Despite Trump proving himself to be a loathsome character in the release recordings, he knows how to bounce back and he had Clinton on the ropes most of the night. Focus group guru, Frank Luntz, revealed that his sharply-divided audience of Trump and Clinton supporters swung heavily for Trump by the end of the night by an 18-4 margin. Summing up Luntz’s key takeaways, Trump won by virtue of being humorous,not nasty, and by staying on the offensive, rather than defensive.

That last compliment to Clinton didn’t hurt, of course, because it revealed an authentic sentiment that expressed something seemingly rare in Trump: charity. Clinton herself seemed a bit taken aback by a comment that could be featuredin one of her own campaign commercials.

Trump is not generally a sympathetic figure.
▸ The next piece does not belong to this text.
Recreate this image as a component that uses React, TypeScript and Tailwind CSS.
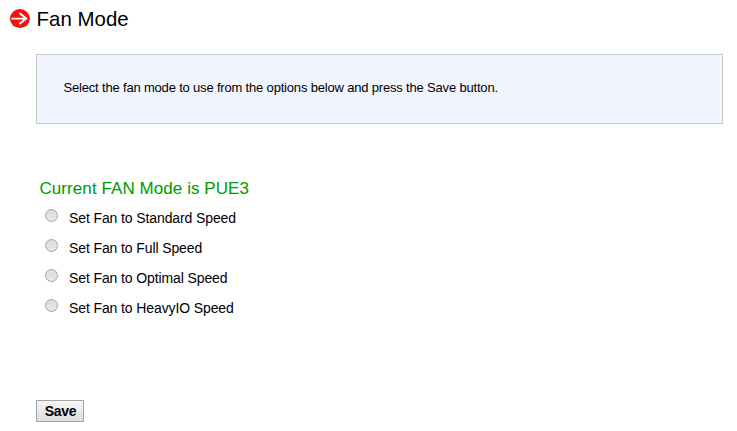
import { useState } from "react";

const fanModes = [
  { id: "standard", label: "Set Fan to Standard Speed" },
  { id: "full", label: "Set Fan to Full Speed" },
  { id: "optimal", label: "Set Fan to Optimal Speed" },
  { id: "heavyio", label: "Set Fan to HeavyIO Speed" },
];

function ArrowBadge() {
  return (
    <svg className="h-5 w-[21px] shrink-0" viewBox="0 0 21 20" aria-hidden="true">
      <ellipse cx="10.9" cy="9.6" rx="10" ry="9.5" fill="#fb0d0d" />
      <path d="M2.4 9.6h14.4M10.4 4.1l6.9 5.5-6.9 5.5" fill="none" stroke="#fff" strokeWidth="1.9" />
    </svg>
  );
}

export default function App() {
  const [mode, setMode] = useState<string | null>(null);

  return (
    <main className="h-[431px] w-[737px] overflow-hidden bg-white font-['Liberation_Sans',Arial,sans-serif] text-black">
      <header className="flex h-[54px] pt-[9px] pl-[9px]">
        <ArrowBadge />
        <h1 className="ml-[6.5px] text-[20.4px] leading-5 tracking-[0.05px]">Fan Mode</h1>
      </header>

      <p className="ml-9 h-[70px] w-[687px] border border-[#c8c8cb] bg-[#f0f5ff] pt-6 pl-[26.5px] text-[13px] leading-[18px] tracking-[-0.18px]">
        Select the fan mode to use from the options below and press the Save button.
      </p>

      <form className="flex flex-col items-start pt-[55px] pl-9" onSubmit={(e) => e.preventDefault()}>
        <h2 className="ml-[3.5px] text-[17px] leading-5 tracking-[0.07px] text-[#009900]">Current FAN Mode is PUE3</h2>
        <div className="mt-1 ml-[9px]">
          {fanModes.map((item) => (
            <label key={item.id} className="flex h-[30px] text-[14px] leading-[30px] tracking-[-0.11px]">
              <input
                type="radio"
                name="fanMode"
                value={item.id}
                checked={mode === item.id}
                onChange={() => setMode(item.id)}
                className="mt-[6px] mr-[11px] h-[13px] w-[13px] appearance-none rounded-full border border-[#a5a5a5] bg-linear-to-b from-[#dcdcdc] to-[#e8e8e8] checked:bg-[#555]"
              />
              {item.label}
            </label>
          ))}
        </div>
        <button
          type="submit"
          className="mt-[77px] h-[22px] w-12 border border-[#a3a3a3] bg-linear-to-b from-[#f6f6f6] to-[#dddddd] pl-px text-[14px] leading-5 font-bold tracking-[-0.3px]"
        >
          Save
        </button>
      </form>
    </main>
  );
}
It is one thing to be picked on for being conservative and quite another for making outlandish, offensive, and outright odious statements. That said, nothing makes a politician sympathetic like a moderator with a vendetta. Martha Raddatz interrupted (interrogated) Trump far more than Clinton. While Raddatz could be excused for such behavior considering Trump’s comments about women, her clear impartiality seemed to justify Trump’s victim narrative.
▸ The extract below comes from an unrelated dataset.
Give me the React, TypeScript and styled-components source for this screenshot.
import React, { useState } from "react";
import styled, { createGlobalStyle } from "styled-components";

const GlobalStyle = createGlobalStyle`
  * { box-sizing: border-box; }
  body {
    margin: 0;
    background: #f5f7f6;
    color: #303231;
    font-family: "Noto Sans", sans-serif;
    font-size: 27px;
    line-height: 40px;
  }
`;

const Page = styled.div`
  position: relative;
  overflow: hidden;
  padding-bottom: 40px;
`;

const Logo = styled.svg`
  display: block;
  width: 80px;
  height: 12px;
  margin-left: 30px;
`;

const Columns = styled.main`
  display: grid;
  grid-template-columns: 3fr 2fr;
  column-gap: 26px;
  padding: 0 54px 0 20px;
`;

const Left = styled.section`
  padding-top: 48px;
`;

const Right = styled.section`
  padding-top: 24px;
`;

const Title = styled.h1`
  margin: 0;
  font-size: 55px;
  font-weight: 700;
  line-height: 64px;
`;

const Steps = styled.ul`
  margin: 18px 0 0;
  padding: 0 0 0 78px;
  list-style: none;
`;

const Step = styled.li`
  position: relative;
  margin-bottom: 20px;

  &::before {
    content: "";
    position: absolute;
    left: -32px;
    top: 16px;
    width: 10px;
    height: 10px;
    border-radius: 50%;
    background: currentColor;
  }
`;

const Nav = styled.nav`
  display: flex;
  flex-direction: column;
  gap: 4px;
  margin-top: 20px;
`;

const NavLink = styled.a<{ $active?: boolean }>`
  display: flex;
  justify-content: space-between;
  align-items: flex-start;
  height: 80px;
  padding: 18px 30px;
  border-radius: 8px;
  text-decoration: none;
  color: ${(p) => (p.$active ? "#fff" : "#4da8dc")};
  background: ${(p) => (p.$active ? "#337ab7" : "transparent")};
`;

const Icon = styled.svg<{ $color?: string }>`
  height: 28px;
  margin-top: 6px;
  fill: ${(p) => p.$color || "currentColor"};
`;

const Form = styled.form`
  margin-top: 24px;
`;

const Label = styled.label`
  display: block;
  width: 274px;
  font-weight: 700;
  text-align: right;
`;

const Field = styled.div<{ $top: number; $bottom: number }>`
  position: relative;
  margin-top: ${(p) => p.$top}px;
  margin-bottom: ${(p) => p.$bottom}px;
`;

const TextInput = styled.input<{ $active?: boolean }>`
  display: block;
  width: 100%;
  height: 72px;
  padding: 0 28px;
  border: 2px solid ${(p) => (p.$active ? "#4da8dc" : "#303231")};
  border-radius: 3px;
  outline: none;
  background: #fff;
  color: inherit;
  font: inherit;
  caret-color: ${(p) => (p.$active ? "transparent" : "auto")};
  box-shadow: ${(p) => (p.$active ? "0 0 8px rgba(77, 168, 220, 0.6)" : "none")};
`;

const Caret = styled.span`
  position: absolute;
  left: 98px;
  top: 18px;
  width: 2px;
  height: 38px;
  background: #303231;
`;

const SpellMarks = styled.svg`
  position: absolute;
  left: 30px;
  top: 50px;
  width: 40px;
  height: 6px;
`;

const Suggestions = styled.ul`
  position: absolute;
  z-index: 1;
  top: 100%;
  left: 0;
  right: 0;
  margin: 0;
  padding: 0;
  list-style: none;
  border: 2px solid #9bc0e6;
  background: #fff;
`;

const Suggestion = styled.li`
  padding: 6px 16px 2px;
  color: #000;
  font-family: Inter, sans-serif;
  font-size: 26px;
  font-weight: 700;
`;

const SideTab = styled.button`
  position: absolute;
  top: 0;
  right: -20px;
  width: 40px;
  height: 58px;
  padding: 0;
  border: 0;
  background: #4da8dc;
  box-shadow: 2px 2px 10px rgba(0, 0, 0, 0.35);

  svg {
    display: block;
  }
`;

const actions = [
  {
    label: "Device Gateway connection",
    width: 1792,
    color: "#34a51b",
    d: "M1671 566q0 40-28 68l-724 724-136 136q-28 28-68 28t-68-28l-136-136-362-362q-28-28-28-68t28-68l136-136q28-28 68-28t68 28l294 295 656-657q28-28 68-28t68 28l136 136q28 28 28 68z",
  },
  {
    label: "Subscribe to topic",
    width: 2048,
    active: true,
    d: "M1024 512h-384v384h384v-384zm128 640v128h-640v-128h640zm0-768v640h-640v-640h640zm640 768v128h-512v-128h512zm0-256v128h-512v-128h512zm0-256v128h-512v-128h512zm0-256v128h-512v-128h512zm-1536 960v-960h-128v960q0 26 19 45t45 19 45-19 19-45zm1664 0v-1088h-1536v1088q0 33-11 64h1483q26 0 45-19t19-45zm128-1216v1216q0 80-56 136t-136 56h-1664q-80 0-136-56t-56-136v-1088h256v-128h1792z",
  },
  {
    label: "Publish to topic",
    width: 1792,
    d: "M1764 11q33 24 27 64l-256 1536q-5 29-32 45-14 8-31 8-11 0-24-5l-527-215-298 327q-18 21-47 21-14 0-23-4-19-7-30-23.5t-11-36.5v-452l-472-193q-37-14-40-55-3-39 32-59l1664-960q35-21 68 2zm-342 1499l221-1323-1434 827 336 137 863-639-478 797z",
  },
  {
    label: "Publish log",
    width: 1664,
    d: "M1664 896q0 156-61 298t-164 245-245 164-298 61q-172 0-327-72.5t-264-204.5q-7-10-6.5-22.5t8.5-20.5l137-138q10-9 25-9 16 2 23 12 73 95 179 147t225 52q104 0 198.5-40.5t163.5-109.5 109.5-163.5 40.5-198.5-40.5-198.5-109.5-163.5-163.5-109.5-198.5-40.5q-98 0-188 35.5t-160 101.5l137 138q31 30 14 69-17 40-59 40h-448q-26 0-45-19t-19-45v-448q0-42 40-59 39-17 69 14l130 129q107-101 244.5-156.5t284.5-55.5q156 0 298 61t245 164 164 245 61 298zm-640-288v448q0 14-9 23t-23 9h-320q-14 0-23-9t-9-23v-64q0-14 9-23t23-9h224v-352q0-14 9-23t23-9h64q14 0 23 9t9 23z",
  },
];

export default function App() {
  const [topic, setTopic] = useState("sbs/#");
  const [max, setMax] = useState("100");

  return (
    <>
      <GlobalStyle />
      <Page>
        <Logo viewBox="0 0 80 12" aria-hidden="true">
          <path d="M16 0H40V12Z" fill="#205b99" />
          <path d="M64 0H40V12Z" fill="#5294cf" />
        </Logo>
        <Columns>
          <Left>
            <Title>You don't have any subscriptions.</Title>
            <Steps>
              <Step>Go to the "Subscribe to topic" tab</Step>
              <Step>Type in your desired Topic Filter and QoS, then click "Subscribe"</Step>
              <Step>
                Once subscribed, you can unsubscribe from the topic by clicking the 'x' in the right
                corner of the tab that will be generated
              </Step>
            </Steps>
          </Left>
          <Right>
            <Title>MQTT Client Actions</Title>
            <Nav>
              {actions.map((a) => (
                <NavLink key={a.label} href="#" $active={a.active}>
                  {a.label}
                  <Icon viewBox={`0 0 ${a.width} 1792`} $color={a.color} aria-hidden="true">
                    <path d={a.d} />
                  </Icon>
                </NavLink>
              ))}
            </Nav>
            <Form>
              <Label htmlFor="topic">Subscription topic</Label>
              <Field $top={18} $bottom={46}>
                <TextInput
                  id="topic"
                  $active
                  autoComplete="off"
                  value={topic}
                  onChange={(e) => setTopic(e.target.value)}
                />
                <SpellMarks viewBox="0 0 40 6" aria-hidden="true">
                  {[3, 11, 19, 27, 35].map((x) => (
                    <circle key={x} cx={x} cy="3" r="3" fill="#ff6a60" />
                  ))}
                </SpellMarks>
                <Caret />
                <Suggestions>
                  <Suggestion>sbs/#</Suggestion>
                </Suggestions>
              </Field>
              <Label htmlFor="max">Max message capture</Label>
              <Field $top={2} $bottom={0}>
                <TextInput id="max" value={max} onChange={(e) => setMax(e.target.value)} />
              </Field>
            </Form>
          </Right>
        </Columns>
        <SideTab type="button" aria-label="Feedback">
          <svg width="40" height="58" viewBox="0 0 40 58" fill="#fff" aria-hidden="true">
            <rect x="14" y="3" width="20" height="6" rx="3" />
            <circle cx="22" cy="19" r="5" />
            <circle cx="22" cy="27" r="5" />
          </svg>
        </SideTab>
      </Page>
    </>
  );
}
Despite the fact that Trump was handled a bit more roughly than Clinton, he managed to land jab after jab on her—from her negligence with national security to years of chronic inaction on issues of major importance. The email exchanges were particularly harmful for Clinton. There are only so many canned lines that can be employed to distract from the reality that a major offense was committed—one that deserves, at least, a special prosecutor, if not jail time.

Even though Clinton offered an impressive list of accomplishments with regard to health care for children and funding for first responders on 9/11, she came under withering attack by Trump for her foreign policy failures. She could deny her ability to effect change on a whole host of domestic issues due to her roles as a senator, but not on the foreign policy front, when she was secretary of state. During her tenure, the Middle East dissolved into the quagmire that progressives often claimed the wars in Iraq and Afghanistan to be. As Clinton discussed plans to contain Russia in Syria and ISIS throughout the globe, the fact remains that they have reached their apex of aggression because of her actions (or lack thereof).
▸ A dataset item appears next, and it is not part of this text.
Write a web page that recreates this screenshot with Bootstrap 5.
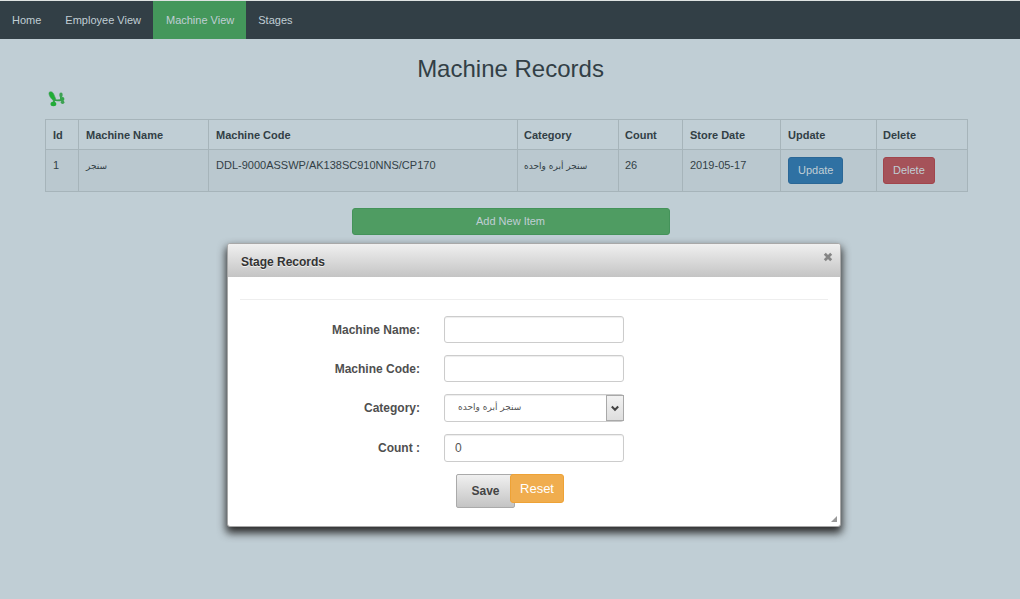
<!DOCTYPE html>
<html lang="en">
<head>
<meta charset="utf-8">
<meta name="viewport" content="width=device-width, initial-scale=1">
<title>Machine Records</title>
<link href="https://cdn.jsdelivr.net/npm/bootstrap@5.3.0/dist/css/bootstrap.min.css" rel="stylesheet">
<style>
body { background: #c0ced5; color: #323f46; font: 11px/16px "Liberation Sans", "DejaVu Sans", sans-serif; }
.topbar { background: #323f46; border-top: 1px solid #dfe3e2; }
.topbar .nav-link { color: #c0ced5; padding: 11px 12px; font-size: 11px; line-height: 16px; }
.topbar .nav-link.active { background: #44975b; padding-left: 13px; }
.page-wrap { padding: 16px 44px 16px 45px; }
.page-title { font-size: 24px; line-height: 28px; font-weight: 400; }
.leaf { width: 18px; height: 16px; margin: 8px 3px 12px; display: block; }
.records { margin-right: 9px; }
.records .table { table-layout: fixed; color: #323f46; border-color: #a6b4ba; --bs-table-bg: transparent; --bs-table-color: #323f46; }
.records th, .records td { padding: 7px; line-height: 17px; vertical-align: top; }
.records th { padding-bottom: 5px; }
.records th:nth-child(n+4), .records td:nth-child(n+4) { padding-left: 6px; }
.records th:nth-child(6), .records td:nth-child(6), .records th:nth-child(7), .records td:nth-child(7) { padding-left: 7px; }
.records tbody td { background: #bac8cf; }
.c-id { width: 33px; } .c-name { width: 130px; } .c-code { width: 309px; } .c-cat { width: 101px; }
.c-count { width: 64px; } .c-date { width: 98px; } .c-upd { width: 96px; } .c-del { width: 91px; }
.act { --bs-btn-color: #c0ced5; --bs-btn-hover-color: #fff; font-size: 11px; line-height: 15px; padding: 5px 9px; border-radius: 3px; display: block; }
.act-update { background: #2f71a3; border-color: #2b6796; }
.act-delete { background: #a55259; border-color: #a1454c; }
.act-add { background: #4f9c62; border-color: #44935a; width: 318px; }
.ar { font-family: "DejaVu Sans", sans-serif; font-size: 9px; }
.dlg { top: 243px; left: calc(50% - 283px); width: 614px; max-width: 100%; background: #fff; color: #4f4f4f; border: 1px solid #a8a8a8; border-radius: 3px; box-shadow: 0 5px 9px 1px #2b2b2b; font-size: 12px; }
.dlg-head { background: linear-gradient(#f0f0f0, #c4c4c4); padding: 10px 6px 7px 13px; height: 33px; border-radius: 2px 2px 0 0; }
.dlg-head h2 { font-size: 12px; line-height: 16px; font-weight: 700; color: #333; text-shadow: 0 1px 0 rgba(255,255,255,.7); }
.dlg-close { width: 12px; height: 12px; margin-top: -3px; }
.dlg-body { padding: 22px 12px 18px; }
.dlg-rule { border-top: 1px solid #eee; margin-bottom: 16px; }
.fields { display: grid; grid-template-columns: 180px 180px; column-gap: 24px; row-gap: 12px; align-items: center; }
.fields label { text-align: right; font-weight: 700; line-height: 16px; }
.fields .form-control, .fields .form-select { height: 27px; padding: 3px 10px; font-size: 12px; line-height: 16px; border: 1px solid #ccc; border-radius: 3px; color: #555; box-shadow: inset 0 1px 1px rgba(0,0,0,.075); }
.fields .tall { height: 28px; }
.fields .form-select { background: #fff; padding: 3px 30px 6px 13px; font-size: 9px; font-family: "DejaVu Sans", sans-serif; }
.arrow { top: 1px; right: 0; bottom: 1px; width: 18px; border: 1px solid #a9a9a9; background: linear-gradient(#f2f2f2, #dedede); pointer-events: none; }
.dlg-buttons { padding: 12px 0 0 216px; }
.save { width: 59px; height: 34px; border: 1px solid #aaa; border-radius: 2px; background: linear-gradient(#f0f0f0, #c4c4c4); font-size: 12px; line-height: 16px; font-weight: 700; color: #444; padding: 0; }
.reset { width: 54px; height: 29px; margin-left: -5px; padding: 0; background: #f0ad4e; border: 1px solid #eea236; border-radius: 3px; color: #fff; font-size: 13px; line-height: 18px; z-index: 1; }
.grip { right: 3px; bottom: 4px; width: 6px; height: 6px; }
</style>
</head>
<body>
<nav class="topbar d-flex">
  <a class="nav-link" href="#">Home</a>
  <a class="nav-link" href="#">Employee View</a>
  <a class="nav-link active" href="#" aria-current="page">Machine View</a>
  <a class="nav-link" href="#">Stages</a>
</nav>
<main class="page-wrap">
  <h1 class="page-title text-center m-0">Machine Records</h1>
  <svg class="leaf" viewBox="0 0 18 16" aria-hidden="true">
    <path d="M1 1.6C2.5-.2 5 .8 5.8 3.2L8 8.6 5.8 9.8C3.500 8.500.5 4.500 1 1.600Z" fill="#1fae34" stroke="#4f9a66" stroke-width=".6"/>
    <path d="M6 9c3 .8 5.500.6 9-.4M13 9 12.800 4.500M6.500 9.500 5 12" stroke="#37a04c" stroke-width="1.8" fill="none" stroke-linecap="round"/>
    <ellipse cx="5.400" cy="13" rx="2.900" ry="2.200" fill="#22ab38"/>
    <ellipse cx="13" cy="4" rx="1.700" ry="2.400" fill="#3da153"/>
    <ellipse cx="14.600" cy="8" rx="1.800" ry="2" fill="#32a548"/>
    <ellipse cx="14.600" cy="11.200" rx="1.800" ry="1.700" fill="#3da153"/>
  </svg>
  <div class="records">
    <table class="table table-bordered mb-3">
      <colgroup><col class="c-id"><col class="c-name"><col class="c-code"><col class="c-cat"><col class="c-count"><col class="c-date"><col class="c-upd"><col class="c-del"></colgroup>
      <thead><tr><th>Id</th><th>Machine Name</th><th>Machine Code</th><th>Category</th><th>Count</th><th>Store Date</th><th>Update</th><th>Delete</th></tr></thead>
      <tbody><tr>
        <td>1</td><td><span class="ar" lang="ar">سنجر</span></td><td>DDL-9000ASSWP/AK138SC910NNS/CP170</td><td><span class="ar" lang="ar">سنجر أبره واحده</span></td><td>26</td><td>2019-05-17</td>
        <td><button type="button" class="btn act act-update">Update</button></td>
        <td><button type="button" class="btn act act-delete">Delete</button></td>
      </tr></tbody>
    </table>
  </div>
  <button type="button" class="btn act act-add mx-auto">Add New Item</button>
</main>
<section class="dlg position-absolute" role="dialog" aria-labelledby="dlg-title">
  <header class="dlg-head d-flex justify-content-between align-items-start">
    <h2 id="dlg-title" class="m-0">Stage Records</h2>
    <button type="button" class="dlg-close border-0 bg-transparent p-0 d-flex" aria-label="Close">
      <svg width="12" height="12" viewBox="0 0 12 12"><path d="M3.800 3.800 8.200 8.200M8.200 3.800 3.800 8.200" stroke="#858585" stroke-width="2.800" stroke-linecap="square"/></svg>
    </button>
  </header>
  <form class="dlg-body">
    <div class="dlg-rule"></div>
    <div class="fields">
      <label for="m-name">Machine Name:</label><input id="m-name" class="form-control" type="text">
      <label for="m-code">Machine Code:</label><input id="m-code" class="form-control" type="text">
      <label for="m-cat">Category:</label>
      <div class="position-relative">
        <select id="m-cat" class="form-select tall"><option>سنجر أبره واحده</option></select>
        <span class="arrow position-absolute d-flex align-items-center justify-content-center"><svg width="8" height="7" viewBox="0 0 8 7"><path d="M.8 1.500 4 4.800 7.200 1.500" fill="none" stroke="#444" stroke-width="2"/></svg></span>
      </div>
      <label for="m-count">Count :</label><input id="m-count" class="form-control tall" type="text" value="0">
    </div>
    <div class="dlg-buttons d-flex align-items-start">
      <button type="button" class="save">Save</button>
      <button type="reset" class="reset position-relative">Reset</button>
    </div>
  </form>
  <svg class="grip position-absolute" viewBox="0 0 6 6" aria-hidden="true"><path d="M6 0V6H0Z" fill="#999"/></svg>
</section>
<script src="https://cdn.jsdelivr.net/npm/bootstrap@5.3.0/dist/js/bootstrap.bundle.min.js"></script>
</body>
</html>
So what should be made of this debate? Well, the darkened reputation of Trump was augmented by his chivalrous knight performance at the end of the debate. He now appears to simply be ambiguous. Clinton appeared to be the damsel in distress, despite her feminist credentials. For all of her policy wonkishness, she is unable to rescue herself or even get out of her own way. Trump’s recorded comments overshadowed the release of excerpts from Clinton’s speeches on Wall Street, leaving him the worse for wear over the weekend. The fact that Clinton’s sinister dealings received more airtime at this debate than the last made the debate in itself a clear win for Trump.

Overall, the presidential race likely didn’t change with the debate tonight. Perhaps the hemorrhaging stopped for Trump, but his campaign is still on life support. On a night when a dark knight employed gallantry toward a damsel in distress of her own making, we are still left with the sense that we are the ones imprisoned in this sinister fairy tale.